Atelier d'écriture

L’atelier d’écriture est l’occasion de jouer avec les mots, de faire entendre sa voix, d’écouter celle des autres, de se découvrir. C’est avant tout une expérience ludique, le plaisir de réaliser quelque chose et de le partager. À chaque séance l’animatrice propose de nouvelles consignes, qui servent de point de départ à l’écriture. Cette règle du jeu, par son aspect contraignant, permet de libérer l’imagination. On n’est plus devant une inquiétante page blanche, mais devant une proposition d’écriture, qu’on pourra à son gré suivre de près ou subvertir discrètement. C’est ce qui fait tout le sel de la lecture des textes : on se rend compte que chaque participant a traité la consigne de façon personnelle, provoquant la surprise, le rire ou l’émotion. Les échanges, qui se font dans un esprit curieux et bienveillant, permettent à chacun de prendre du recul sur son propre texte.

Atelier n°8


Proposition n°1 : Portrait chinois


Les quatre éléments :
- Si j’étais l’eau…
- Si j’étais l’air…
- Si j’étais le feu…
- Si j’étais la terre…


Proposition n°2 : Centon


Le centon est une forme poétique consistant à prélever des vers dans divers poèmes et les mixer pour constituer un nouvel ensemble.

Des recueils de poèmes sont à disposition sur la table. Chaque participant constitue un nouveau poème d’une dizaine de vers, à partir de plusieurs poèmes d'auteurs différents.

Proposition n°3 : À partir d’œuvres d’art

Quelques textes du 8e lundi


Les 4 éléments


Si j’étais l’eau, je serais la pluie de ton jardin.
Si j’étais l’air, je serai ton souffle. 
Si j’étais le feu, je serais celui qui te réchauffe.
Si j’étais la terre, je serais le sable du désert que tu foules.

Nicole H.


Si j’étais l’eau je serais une rivière qui coule vers son destin.
Si j'étais l’air je serais le vent qui porte l’odeur des fleurs.
Si j’étais le feu je serais une salamandre pour me nourrir de ses flammes.
Si j’étais la terre je serais le sol aride et brun des Cévennes.

Vanessa

Centons


(René Char, Yves Bonnefoy, René-Guy Cadou, Arthur Rimbaud, Charles Baudelaire, Alphonse de Lamartine, Stéphane Mallarmé, Louis Aragon, Arthur Rimbaud)

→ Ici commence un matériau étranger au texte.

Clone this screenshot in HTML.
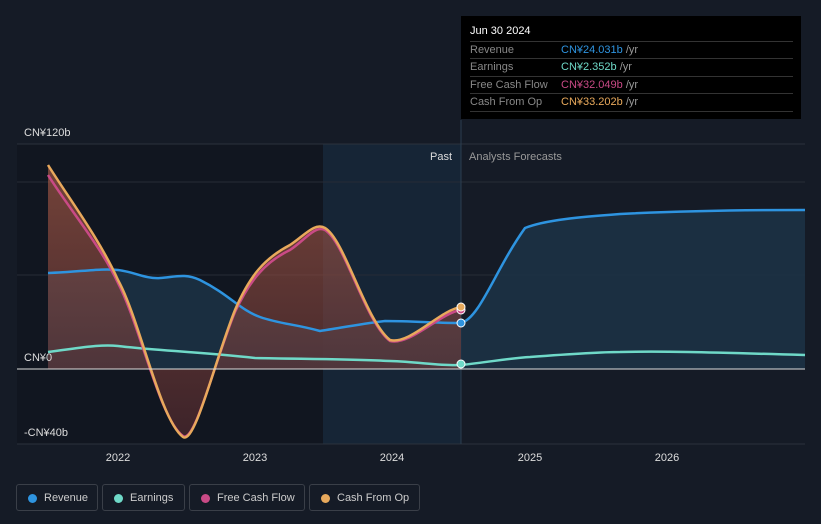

La terre nous aimait un peu je me souviens 
Comme était faible la distance de nos corps 
Je te regarde et tu souris sans mouvement
Et, dès lors, je me suis baigné dans le Poème
Les parfums, les couleurs et les sons se répondent
Tout à coup des accents inconnus à la Terre
Et, peut-être, les mâts, invitant les orages
Cachent-ils des éclairs dans cette lavande où
Rêveur, j'en sentirai la fraîcheur à mes pieds.

Jacques-André


(A. Rimbaud – A la musique, E. Verhaeren – Les campagnes hallucinées, Les villes tentaculaires, V. Hugo - Voyage de nuit, G. Apollinaire - Calligrammes, P. Verlaine – Fêtes galantes, Romances sans paroles, G. Apollinaire – Alcools, T. Gautier, Non relevé)

L’orchestre militaire, au milieu du jardin,
Les jours d’hiver quand le froid serre,
Fait marcher quelque chose en écrasant quelqu’un
Qui se trouve au coin de la rue Saint Simon-Le-Franc.
Bien dans le ventre, mal dans la tête
Je me disais Guillaume, il est temps que tu viennes,
D’une main délicate,
En souriant,
Ouvrir cette porte.

Nicole


(Michaux, Verlaine, « haiku », Mabanckou, Rimbaud, Apollinaire, Prévert, Mabanckou, Hugo)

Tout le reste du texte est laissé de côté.